As an additional note — these tests should really be deterministic. I’m highly skeptical of any promise in the space of agent-as-a-judge or agentic code reviews. Having one LLM review another LLMs work feels about as fantastical as a strange hermit selling you magic beans that will grow a stalk into the clouds to a land of golden eggs. All you’re going to get is a load of rotten beans on the ground.
UPDATE
Jan 22nd, 2026 — Anthropic has updated their guidance to state exactly this:
“Include tests, screenshots, or expected outputs so Claude can check itself. This is the single highest-leverage thing you can do.”
I am still an advocate of taking it one step further, that these types of tests should be deterministic, not something where the agent is evaluating its own work. That’s why I describe these as adversarial — they’re systems that should not be lenient to the agent if it has done poor work.

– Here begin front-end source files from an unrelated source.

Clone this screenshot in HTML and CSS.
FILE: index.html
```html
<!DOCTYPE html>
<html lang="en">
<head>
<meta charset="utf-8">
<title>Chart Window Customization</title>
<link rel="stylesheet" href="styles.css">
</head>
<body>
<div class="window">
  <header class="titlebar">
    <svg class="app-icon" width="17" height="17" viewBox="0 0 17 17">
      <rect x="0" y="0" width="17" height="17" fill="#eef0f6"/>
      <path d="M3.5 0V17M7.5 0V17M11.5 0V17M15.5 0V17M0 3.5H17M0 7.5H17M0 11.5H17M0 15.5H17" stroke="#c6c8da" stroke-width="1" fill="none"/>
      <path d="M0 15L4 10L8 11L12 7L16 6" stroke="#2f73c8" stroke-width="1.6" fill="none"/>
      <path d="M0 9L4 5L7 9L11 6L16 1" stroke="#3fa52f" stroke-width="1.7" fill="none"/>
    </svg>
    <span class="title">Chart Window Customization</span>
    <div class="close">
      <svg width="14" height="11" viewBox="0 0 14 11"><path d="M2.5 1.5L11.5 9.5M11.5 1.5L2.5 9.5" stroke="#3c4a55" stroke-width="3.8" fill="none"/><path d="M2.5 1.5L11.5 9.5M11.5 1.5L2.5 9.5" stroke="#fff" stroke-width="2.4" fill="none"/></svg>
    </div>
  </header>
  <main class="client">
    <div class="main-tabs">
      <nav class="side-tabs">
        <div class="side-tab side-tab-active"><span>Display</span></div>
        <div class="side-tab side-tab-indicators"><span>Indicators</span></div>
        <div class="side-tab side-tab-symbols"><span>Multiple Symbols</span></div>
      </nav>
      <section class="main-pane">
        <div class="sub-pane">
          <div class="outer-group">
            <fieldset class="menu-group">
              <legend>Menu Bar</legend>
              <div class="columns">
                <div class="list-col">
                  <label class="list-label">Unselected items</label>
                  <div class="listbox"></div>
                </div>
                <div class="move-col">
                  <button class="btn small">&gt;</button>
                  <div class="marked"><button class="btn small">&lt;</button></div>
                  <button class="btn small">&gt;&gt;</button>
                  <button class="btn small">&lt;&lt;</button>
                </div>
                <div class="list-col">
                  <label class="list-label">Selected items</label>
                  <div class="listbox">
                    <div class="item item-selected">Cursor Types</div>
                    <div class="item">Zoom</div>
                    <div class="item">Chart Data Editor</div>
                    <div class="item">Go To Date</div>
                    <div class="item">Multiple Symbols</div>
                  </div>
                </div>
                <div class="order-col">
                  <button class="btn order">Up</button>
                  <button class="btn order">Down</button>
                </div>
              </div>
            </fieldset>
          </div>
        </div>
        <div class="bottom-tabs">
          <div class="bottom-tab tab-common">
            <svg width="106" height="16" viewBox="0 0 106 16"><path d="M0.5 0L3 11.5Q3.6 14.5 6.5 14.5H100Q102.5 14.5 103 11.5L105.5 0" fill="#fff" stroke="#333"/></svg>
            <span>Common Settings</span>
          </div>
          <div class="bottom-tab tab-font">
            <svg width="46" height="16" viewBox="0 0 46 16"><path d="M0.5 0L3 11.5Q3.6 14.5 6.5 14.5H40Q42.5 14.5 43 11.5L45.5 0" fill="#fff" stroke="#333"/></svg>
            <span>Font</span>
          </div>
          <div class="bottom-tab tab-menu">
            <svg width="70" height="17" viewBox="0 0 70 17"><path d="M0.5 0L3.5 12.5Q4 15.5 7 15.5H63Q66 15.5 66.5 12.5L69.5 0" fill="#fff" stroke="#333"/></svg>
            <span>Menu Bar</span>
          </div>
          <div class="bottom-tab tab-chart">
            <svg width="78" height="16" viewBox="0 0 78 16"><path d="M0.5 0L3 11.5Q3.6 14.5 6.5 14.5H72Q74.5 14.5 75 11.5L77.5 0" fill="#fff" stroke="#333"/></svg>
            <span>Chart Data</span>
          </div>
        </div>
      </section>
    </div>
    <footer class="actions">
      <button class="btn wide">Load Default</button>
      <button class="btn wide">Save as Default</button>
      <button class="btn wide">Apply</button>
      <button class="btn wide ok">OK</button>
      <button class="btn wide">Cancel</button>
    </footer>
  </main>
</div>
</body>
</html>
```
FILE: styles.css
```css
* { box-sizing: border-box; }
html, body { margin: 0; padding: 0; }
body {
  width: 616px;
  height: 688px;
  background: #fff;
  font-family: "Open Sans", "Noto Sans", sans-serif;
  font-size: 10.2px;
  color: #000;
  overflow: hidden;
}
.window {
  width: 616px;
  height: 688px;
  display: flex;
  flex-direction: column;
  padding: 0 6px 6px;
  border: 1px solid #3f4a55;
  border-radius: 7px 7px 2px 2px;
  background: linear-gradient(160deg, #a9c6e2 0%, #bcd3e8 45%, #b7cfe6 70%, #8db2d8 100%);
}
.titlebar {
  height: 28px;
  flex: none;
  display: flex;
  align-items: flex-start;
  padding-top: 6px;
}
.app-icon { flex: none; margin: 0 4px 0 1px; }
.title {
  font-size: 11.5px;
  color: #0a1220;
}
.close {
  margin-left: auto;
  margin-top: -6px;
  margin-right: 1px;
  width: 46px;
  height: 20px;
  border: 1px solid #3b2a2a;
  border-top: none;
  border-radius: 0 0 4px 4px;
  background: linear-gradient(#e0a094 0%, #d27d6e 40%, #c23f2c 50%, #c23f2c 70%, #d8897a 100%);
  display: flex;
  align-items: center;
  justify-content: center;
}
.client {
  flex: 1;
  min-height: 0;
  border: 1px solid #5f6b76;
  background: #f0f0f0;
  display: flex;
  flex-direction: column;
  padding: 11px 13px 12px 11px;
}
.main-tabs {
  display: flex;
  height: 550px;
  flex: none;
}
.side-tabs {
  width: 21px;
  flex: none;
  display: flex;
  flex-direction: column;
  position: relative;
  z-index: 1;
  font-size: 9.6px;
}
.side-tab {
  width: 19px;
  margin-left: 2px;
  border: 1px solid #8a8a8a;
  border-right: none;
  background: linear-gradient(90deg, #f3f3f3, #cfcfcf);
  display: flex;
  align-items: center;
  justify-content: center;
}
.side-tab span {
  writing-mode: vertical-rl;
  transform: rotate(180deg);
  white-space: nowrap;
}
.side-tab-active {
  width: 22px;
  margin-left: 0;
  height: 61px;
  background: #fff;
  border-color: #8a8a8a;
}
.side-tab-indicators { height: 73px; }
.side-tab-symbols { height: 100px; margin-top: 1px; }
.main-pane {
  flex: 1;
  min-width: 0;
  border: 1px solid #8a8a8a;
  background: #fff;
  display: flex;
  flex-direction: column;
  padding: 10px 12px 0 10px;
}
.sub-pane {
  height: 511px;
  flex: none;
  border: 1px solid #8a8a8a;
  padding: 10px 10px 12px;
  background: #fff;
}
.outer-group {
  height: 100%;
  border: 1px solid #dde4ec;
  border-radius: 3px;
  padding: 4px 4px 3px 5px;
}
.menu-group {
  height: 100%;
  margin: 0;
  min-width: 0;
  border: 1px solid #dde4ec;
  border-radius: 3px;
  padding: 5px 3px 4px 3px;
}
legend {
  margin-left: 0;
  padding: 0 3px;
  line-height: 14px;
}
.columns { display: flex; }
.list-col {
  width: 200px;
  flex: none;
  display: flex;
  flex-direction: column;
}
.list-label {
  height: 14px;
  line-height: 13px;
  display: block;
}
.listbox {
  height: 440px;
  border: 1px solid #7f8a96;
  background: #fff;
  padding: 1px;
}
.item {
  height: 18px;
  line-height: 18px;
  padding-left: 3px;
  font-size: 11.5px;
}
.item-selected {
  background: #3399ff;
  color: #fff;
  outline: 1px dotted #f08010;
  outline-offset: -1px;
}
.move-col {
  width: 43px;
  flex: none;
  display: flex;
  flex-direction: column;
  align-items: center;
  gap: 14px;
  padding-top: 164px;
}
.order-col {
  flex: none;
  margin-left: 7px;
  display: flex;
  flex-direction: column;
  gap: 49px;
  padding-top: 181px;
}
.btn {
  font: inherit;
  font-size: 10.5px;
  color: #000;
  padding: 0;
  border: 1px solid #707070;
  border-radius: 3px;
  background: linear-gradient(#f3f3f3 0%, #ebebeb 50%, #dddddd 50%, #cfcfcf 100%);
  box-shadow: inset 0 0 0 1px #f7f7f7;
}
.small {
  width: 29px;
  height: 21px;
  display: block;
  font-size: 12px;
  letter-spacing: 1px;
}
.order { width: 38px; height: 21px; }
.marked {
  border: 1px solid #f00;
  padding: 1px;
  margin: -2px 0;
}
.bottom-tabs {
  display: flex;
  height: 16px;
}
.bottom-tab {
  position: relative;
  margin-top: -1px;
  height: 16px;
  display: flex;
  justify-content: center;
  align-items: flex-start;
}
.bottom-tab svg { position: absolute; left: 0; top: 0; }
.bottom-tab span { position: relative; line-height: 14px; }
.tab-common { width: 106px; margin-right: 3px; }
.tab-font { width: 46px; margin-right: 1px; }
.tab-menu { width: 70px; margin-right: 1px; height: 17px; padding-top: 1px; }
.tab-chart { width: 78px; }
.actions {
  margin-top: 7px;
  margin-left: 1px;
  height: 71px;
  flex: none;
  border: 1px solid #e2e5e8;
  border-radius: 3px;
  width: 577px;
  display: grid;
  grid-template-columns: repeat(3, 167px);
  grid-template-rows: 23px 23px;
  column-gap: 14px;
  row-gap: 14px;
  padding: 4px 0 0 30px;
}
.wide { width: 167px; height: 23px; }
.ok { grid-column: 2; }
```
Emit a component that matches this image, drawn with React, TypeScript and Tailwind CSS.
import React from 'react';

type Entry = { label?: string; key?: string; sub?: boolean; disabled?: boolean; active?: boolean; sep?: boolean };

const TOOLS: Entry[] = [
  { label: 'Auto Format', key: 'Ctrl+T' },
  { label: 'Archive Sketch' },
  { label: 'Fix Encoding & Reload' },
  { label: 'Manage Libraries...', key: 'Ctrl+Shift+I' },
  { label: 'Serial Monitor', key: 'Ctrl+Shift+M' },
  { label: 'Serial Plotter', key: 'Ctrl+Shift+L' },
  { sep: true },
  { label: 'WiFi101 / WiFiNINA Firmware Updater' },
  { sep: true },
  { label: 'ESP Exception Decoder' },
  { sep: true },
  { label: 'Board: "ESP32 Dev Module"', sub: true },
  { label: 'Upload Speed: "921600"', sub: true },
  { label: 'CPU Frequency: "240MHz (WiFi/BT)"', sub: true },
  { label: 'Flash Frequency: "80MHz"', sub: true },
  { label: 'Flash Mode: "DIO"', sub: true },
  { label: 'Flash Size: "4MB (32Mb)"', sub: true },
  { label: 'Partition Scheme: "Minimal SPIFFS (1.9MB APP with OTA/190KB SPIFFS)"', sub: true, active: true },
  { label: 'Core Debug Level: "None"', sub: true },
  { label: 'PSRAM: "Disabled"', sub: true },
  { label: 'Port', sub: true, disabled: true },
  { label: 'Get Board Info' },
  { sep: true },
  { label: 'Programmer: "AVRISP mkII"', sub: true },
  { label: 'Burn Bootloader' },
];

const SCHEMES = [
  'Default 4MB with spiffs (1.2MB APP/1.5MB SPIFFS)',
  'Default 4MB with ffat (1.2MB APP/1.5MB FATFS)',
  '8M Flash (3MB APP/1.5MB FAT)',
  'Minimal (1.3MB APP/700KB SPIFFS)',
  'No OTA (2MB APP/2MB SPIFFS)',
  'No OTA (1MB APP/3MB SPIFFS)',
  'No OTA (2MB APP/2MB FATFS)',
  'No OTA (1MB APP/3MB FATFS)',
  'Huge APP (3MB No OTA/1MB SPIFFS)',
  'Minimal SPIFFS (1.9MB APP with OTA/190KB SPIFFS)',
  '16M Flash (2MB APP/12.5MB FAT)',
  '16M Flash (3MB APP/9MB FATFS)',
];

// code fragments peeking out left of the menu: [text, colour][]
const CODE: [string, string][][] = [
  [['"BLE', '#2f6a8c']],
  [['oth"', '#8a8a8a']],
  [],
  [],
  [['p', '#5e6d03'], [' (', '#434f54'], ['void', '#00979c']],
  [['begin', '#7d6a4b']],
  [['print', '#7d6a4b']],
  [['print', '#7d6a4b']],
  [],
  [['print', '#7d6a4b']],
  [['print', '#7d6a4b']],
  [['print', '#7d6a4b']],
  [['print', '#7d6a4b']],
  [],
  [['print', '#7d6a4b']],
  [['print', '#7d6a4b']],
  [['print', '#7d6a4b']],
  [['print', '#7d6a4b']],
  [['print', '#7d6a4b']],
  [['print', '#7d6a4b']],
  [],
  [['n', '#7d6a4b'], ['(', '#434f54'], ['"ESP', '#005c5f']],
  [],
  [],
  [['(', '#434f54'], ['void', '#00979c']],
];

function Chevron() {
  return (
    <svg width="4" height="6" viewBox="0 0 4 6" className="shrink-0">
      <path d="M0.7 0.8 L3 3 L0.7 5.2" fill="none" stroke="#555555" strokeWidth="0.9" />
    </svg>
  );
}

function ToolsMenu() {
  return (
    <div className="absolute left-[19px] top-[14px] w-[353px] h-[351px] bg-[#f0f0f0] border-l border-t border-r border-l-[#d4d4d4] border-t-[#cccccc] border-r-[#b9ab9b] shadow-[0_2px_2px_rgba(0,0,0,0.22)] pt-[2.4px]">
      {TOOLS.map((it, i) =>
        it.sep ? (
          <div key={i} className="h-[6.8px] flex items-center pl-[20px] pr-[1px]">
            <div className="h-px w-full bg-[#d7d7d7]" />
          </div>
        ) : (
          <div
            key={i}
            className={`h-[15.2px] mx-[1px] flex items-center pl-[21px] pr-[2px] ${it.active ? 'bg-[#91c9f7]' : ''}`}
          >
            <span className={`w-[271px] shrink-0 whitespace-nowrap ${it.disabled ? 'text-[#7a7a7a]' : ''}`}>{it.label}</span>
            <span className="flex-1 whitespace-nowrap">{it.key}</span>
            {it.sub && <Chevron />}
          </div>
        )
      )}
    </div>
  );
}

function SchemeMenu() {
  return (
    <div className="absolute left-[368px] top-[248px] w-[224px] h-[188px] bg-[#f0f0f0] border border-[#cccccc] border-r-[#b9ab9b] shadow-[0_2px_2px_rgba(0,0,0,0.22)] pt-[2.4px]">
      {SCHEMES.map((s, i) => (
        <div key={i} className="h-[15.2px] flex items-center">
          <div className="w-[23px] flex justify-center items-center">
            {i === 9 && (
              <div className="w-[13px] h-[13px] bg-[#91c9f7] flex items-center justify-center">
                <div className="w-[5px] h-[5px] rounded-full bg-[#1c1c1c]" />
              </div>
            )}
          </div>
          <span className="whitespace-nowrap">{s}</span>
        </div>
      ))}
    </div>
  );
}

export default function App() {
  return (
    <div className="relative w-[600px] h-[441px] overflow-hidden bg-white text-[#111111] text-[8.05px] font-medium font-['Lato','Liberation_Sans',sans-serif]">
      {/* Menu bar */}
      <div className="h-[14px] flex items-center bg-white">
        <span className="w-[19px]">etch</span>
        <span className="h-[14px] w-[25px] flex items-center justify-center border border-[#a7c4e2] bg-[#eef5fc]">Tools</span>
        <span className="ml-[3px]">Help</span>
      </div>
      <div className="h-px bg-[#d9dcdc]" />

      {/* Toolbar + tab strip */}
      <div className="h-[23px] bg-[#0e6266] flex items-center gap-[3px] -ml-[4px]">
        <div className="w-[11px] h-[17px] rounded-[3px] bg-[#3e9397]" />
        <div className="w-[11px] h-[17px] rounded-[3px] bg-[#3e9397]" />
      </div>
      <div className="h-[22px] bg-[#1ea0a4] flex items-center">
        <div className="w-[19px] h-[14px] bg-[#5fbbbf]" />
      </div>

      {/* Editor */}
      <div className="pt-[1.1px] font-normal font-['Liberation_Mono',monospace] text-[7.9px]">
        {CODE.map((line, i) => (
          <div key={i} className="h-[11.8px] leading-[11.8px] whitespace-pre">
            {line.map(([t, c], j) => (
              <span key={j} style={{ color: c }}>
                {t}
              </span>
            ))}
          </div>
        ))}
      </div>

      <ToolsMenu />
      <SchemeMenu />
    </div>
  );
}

- Atomic Tasks: The thing that really seemed to catch the industry off guard is how, almost overnight, we became pseudo-managers of a fleet of agents writing code. Very little of a computer science education focuses on what many engineers find themselves doing far enough into their careers — managing other engineers. The skillset for engineering management is certainly a superset of the skillset of simply engineering. I’ve seen — and experienced, myself — a massive struggle around how to take a piece of software and delegate it out to dozens of smaller, discrete tasks. Many of the project management and delegation skills that an engineer may build up over a decade in the industry has quickly become a prerequisite to juggling multiple code generation sessions. It’s a rapid adjustment to folks in my position who, despite not being “junior” engineers, are still more junior than, say, a seasoned principal engineer.
This is what I’ve been able to come up with after a hectic year of rapid changes and adjustment. I’m fortunate enough to be in a position where there isn’t too much risk of, say, an Amazon-style engineering cull, but it’s still a nervous time in a shaken field.